Monte Carlo simulated bayesian probabilities

MC mean relative conversion lift at treatment with correction (seasonality subtracted out) = 0.072
P(corrected conversion lift > 0 at treatment site | control_site, treatment_site) = 0.938

Note that here the mean relative conversion lift of the Monte Carlo simulation ($ 7.2 \%) matches the point estimate from the beginning.

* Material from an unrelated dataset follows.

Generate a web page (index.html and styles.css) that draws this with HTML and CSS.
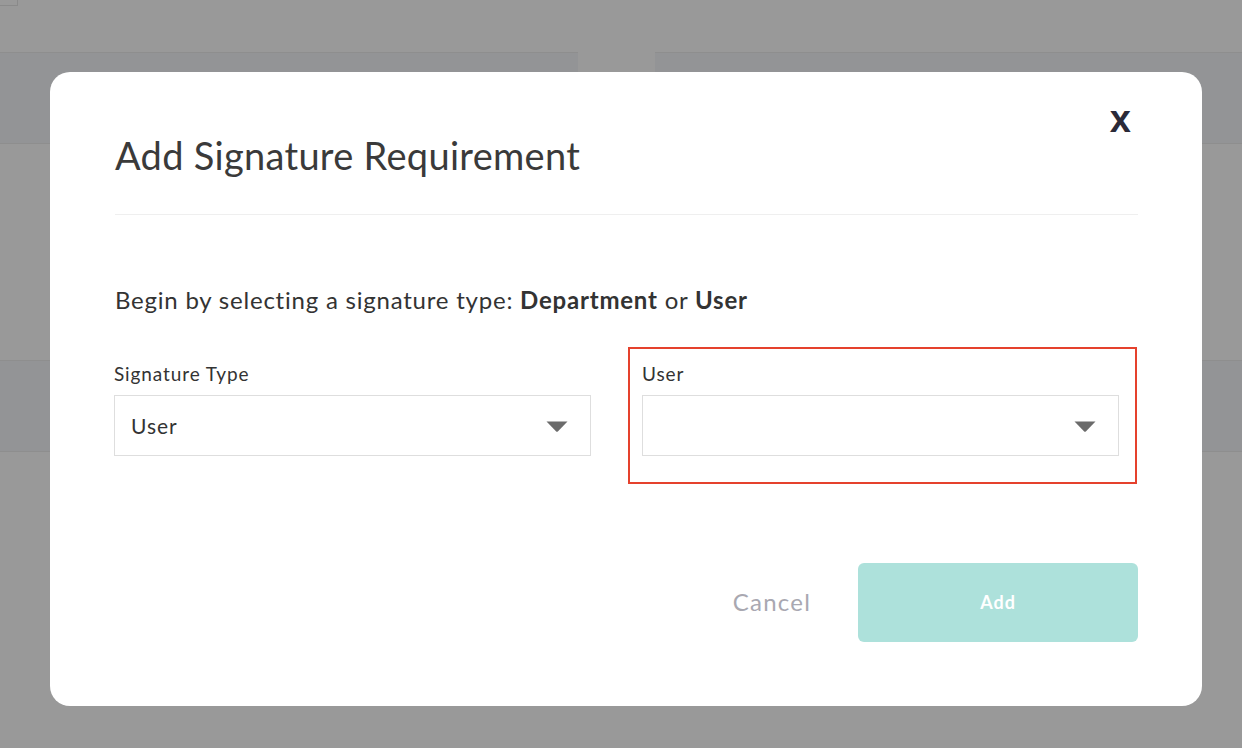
FILE: index.html
```html
<!DOCTYPE html>
<html>
<head>
<meta charset="utf-8">
<link rel="stylesheet" href="styles.css">
</head>
<body>
<div class="page">
  <div class="bg-top"><div class="bg-chip"></div></div>
  <div class="bg-bands">
    <div class="bg-panel bg-panel-left"></div>
    <div class="bg-panel bg-panel-right"></div>
  </div>
  <div class="bg-space"></div>
  <div class="bg-band"></div>
</div>

<div class="overlay">
  <div class="modal">
    <button class="close" type="button">x</button>
    <h1 class="title">Add Signature Requirement</h1>
    <hr class="sep">
    <p class="intro">Begin by selecting a signature type: <b>Department</b> or <b>User</b></p>
    <div class="fields">
      <div class="field">
        <div class="label">Signature Type</div>
        <div class="select">
          <span class="value">User</span>
          <svg class="caret" width="22" height="11" viewBox="0 0 22 11"><path d="M0.5 0.5 H21.5 L11.8 10.4 Q11 11 10.2 10.4 Z" fill="#6b6b6b"/></svg>
        </div>
      </div>
      <div class="field field-highlight">
        <div class="label">User</div>
        <div class="select">
          <span class="value"></span>
          <svg class="caret" width="22" height="11" viewBox="0 0 22 11"><path d="M0.5 0.5 H21.5 L11.8 10.4 Q11 11 10.2 10.4 Z" fill="#6b6b6b"/></svg>
        </div>
      </div>
    </div>
    <div class="actions">
      <button class="cancel" type="button">Cancel</button>
      <button class="add" type="button">Add</button>
    </div>
  </div>
</div>
</body>
</html>
```

FILE: styles.css
```css
* { box-sizing: border-box; }
html, body { margin: 0; padding: 0; }
body {
  width: 1242px;
  height: 748px;
  overflow: hidden;
  background: #999999;
  font-family: Lato, "Open Sans", sans-serif;
  position: relative;
}

/* background page (dimmed) */
.page { width: 100%; }
.bg-top { height: 52px; }
.bg-chip {
  width: 18px;
  height: 6px;
  border-right: 1px solid #8a8a8a;
  border-bottom: 1px solid #8a8a8a;
}
.bg-bands {
  display: flex;
  gap: 77px;
  height: 92px;
}
.bg-panel {
  background: #939496;
  border-top: 1px solid #8e8e8e;
  border-bottom: 1px solid #8e8e8e;
}
.bg-panel-left { width: 578px; }
.bg-panel-right { flex: 1; }
.bg-space { height: 216px; }
.bg-band {
  height: 92px;
  background: #939496;
  border-top: 1px solid #8e8e8e;
  border-bottom: 1px solid #8e8e8e;
}

/* modal */
.overlay {
  position: absolute;
  inset: 0;
}
.modal {
  position: absolute;
  left: 50px;
  top: 72px;
  width: 1152px;
  height: 634px;
  background: #ffffff;
  border-radius: 20px;
  padding: 61px 64px 64px 65px;
  display: flex;
  flex-direction: column;
}
.close {
  position: absolute;
  top: 28px;
  right: 71px;
  border: 0;
  background: none;
  padding: 0;
  font-family: "Liberation Sans", Arial, sans-serif;
  font-weight: 700;
  font-size: 38px;
  line-height: 38px;
  color: #2b2a38;
  cursor: pointer;
}
.title {
  margin: 0;
  font-weight: 400;
  font-size: 38px;
  line-height: 44px;
  letter-spacing: 0.3px;
  color: #3a3a3a;
}
.sep {
  margin: 37px 0 0 0;
  border: 0;
  border-top: 1px solid #efefef;
  height: 0;
}
.intro {
  margin: 71px 0 0 0;
  font-size: 24px;
  line-height: 28px;
  letter-spacing: 0.78px;
  color: #333333;
}
.intro b { font-weight: 700; color: #333; }

.fields {
  display: grid;
  grid-template-columns: 514px 509px;
  margin: 33px 0 0 -1px;
}
.field {
  padding: 16px 0 28px 0;
}
.field-highlight {
  border: 2px solid #e5412d;
  padding: 14px 16px 26px 12px;
}
.label {
  font-size: 19px;
  line-height: 22px;
  letter-spacing: 0.9px;
  color: #333333;
  margin-bottom: 10px;
}
.select {
  width: 477px;
  height: 61px;
  border: 1px solid #dedede;
  display: flex;
  align-items: center;
  justify-content: space-between;
  padding: 0 22px 0 16px;
}
.value {
  font-size: 21px;
  letter-spacing: 1px;
  color: #333333;
}
.caret { display: block; margin-top: 1px; }

.actions {
  margin-top: 79px;
  display: flex;
  justify-content: flex-end;
  align-items: center;
  gap: 47px;
}
.cancel {
  border: 0;
  background: none;
  padding: 0;
  font-family: Lato, "Open Sans", sans-serif;
  font-size: 24px;
  letter-spacing: 1.2px;
  color: #a9a8b1;
  margin-top: -2px;
}
.add {
  width: 280px;
  height: 79px;
  border: 0;
  border-radius: 6px;
  background: #ade1db;
  color: #ffffff;
  font-family: Lato, "Open Sans", sans-serif;
  font-weight: 700;
  font-size: 18px;
  letter-spacing: 1px;
  padding-bottom: 2px;
}
```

Why the control site's sample size matters

It's easy to see why by dividing the control site's contingency matrix by 10. Note that the point estimate of the corrected lift does not change, it's still $ 7.2 \% $, since it's just a function of ratios. Let's see what happen if we re-run the above code (approach 4), which is sensitive to sample size:

control_site = [
    [99.6, 100.4],
    [99.7, 108.9],
]
# same as above

A smaller sample size means our estimate of the seasonality is less accurate, so we expect to be less certain about our treatment lift:

Monte Carlo simulated bayesian probabilities

MC mean relative conversion lift at treatment with correction (seasonality subtracted out) = 0.067
P(corrected conversion lift > 0 at treatment site | control_site, treatment_site) = 0.745

In the Bayesian Monte Carlo method, at this low control sample size, since the spread is not symmetric about the mean, the mean relative lift actually goes down from $ 7.2 \% $ to $ 6.7 \% $, and our certainty that this effect is real goes down from $ 93.8 \% $ to $ 74.5 \% $!

Conclusion

The main takeaways here are:

  1. When conducting such treatment vs control site experiments, we must conduct extensive internal checks to minimize the risk of external effects polluting our measurement.
  2. We have to take into account the uncertainty of the control site. The cleanest approach is the pure bayesian Monte Carlo method.